Professor Mesot erklärt
So schaffen wir ein besseres Internet

Joël Mesot ist Präsident der ETH. Der erste Romand in diesem Amt seit über 100 Jahren. In dieser Kolumne widmet er sich dem Thema Cybersecurity.
Publiziert: 06.10.2021 um 08:27 Uhr
Joël Mesot

Wetten, dass ich Sie mit nur einem Wort langweilen kann? Vermutlich blättern Sie um oder klicken weg – wer weiss, vielleicht schlafen Sie sogar augenblicklich ein! Also, versuchen wir’s? Gut … (dramatische Pause): Sicherheit.

Sie sind noch da? Oh. Sicherheit ist ein Thema, mit dem wir uns im Allgemeinen gar nicht oder zumindest nicht gerne befassen. Wer hat denn schon Zeit (geschweige denn Lust!), sich Gedanken über schlechte Dinge zu machen, die möglicherweise passieren könnten? Die meisten von uns haben zum Beispiel nur eine vage Vorstellung, wie die Bremsen ihres Autos genau funktionieren, wie ihre Zahnpasta sie vor Karies schützt oder wie eine Viererabwehrkette mit Raumdeckung Tore verhindert. Und bei der Online-Sicherheit setzen viele von uns auf Gratis-Software und gut Glück.

Dass Sicherheit im Netz immer wichtiger wird, zeigen die Fälle der Uni Liechtenstein oder der Waadtländer Gemeinde Rolle. Beide wurden kürzlich von Hackern attackiert. Die angerichteten Schäden sind beträchtlich. Die allermeisten Fälle aber werden gar nicht erst publik, weil es den Betroffenen so peinlich ist. Sicher ist: Die IT-Systeme, auf die wir alle angewiesen sind, werden immer öfter aus dem Cyberspace attackiert.

Joël Mesot schreibt über Cybersecurity – und wie ein Projekt der ETH für mehr Sicherheit im Web sorgen könnte.
Foto: Getty Images for Kaspersky Lab

Das Problem: Unser heutiges Internet hat Schwachstellen und Sicherheitslücken. Manche Netzbestandteile wurden nämlich mehr improvisiert als entwickelt. So zum Beispiel das «Zwei-Servietten-Protokoll». Dieses heisst so, weil es von zwei Programmierern in der Mittagspause auf ihren Servietten ausgetüftelt wurde. Dass solche Lösungen sicherheitstechnisch nicht perfekt sind, wird Sie kaum überraschen. Schicken Sie heute beispielsweise ein E-Mail an eine Freundin, dann reisen die Datenpakete auf verschlungenen Pfaden. Oft gehen sie dabei auch über Server im Ausland – ein Umstand, den sich Geheimdienste, aber auch Kriminelle zunutze machen.

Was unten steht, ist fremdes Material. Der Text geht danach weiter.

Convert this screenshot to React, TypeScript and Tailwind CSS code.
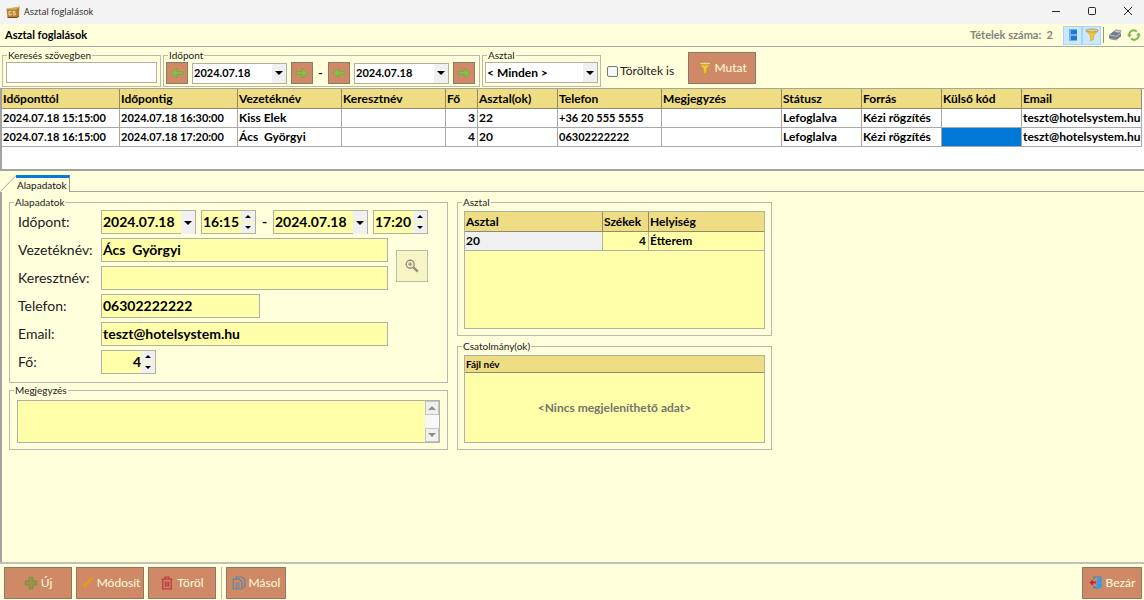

Bei der Cybersicherheit gibt es also viel zu tun! Die ETH Zürich und die EPFL Lausanne haben deshalb in den letzten Jahren den Bereich Informationssicherheit aus- und einen Master-Studiengang in Cybersecurity aufgebaut. ETH-Leute haben zudem etliche Spin-offs im Online-Sicherheitsbereich gegründet. Eines, das ich besonders spannend finde, dreht sich um SCION.

SCION ist eine neue Internet-Architektur, die weniger Strom frisst, schneller und sicherer ist als das heutige Netz. Mit SCION wissen Sie, welchen Weg Ihre Daten nehmen. Und Sie können steuern, wie die Daten reisen. Hinter der Technologie stecken mehr als zehn Jahre Forschung. In die Praxis umgesetzt wird sie nun vom Spin-off Anapaya Systems – und zwar mit prominenten Partnern! Zusammen mit der Schweizerischen Nationalbank, der SIX-Group sowie den Netzbetreibern Swisscom, Sunrise und SWITCH baut Anapaya das «Secure Swiss Finance Network» auf. Dieses verwendet die SCION-Technologie und könnte zu einem wichtigen Trumpf für den Schweizer Finanzplatz werden. Denn Sicherheit und Vertrauen sind hier besonders gefragt.

Es ist aber auch gut möglich, dass SCION eines Tages für uns alle der neue Standard wird. Das Internet würde damit bedeutend sicherer. Und Sie und ich könnten uns endlich mit Zahnpasta, Autobremsen und Liberos beschäftigen.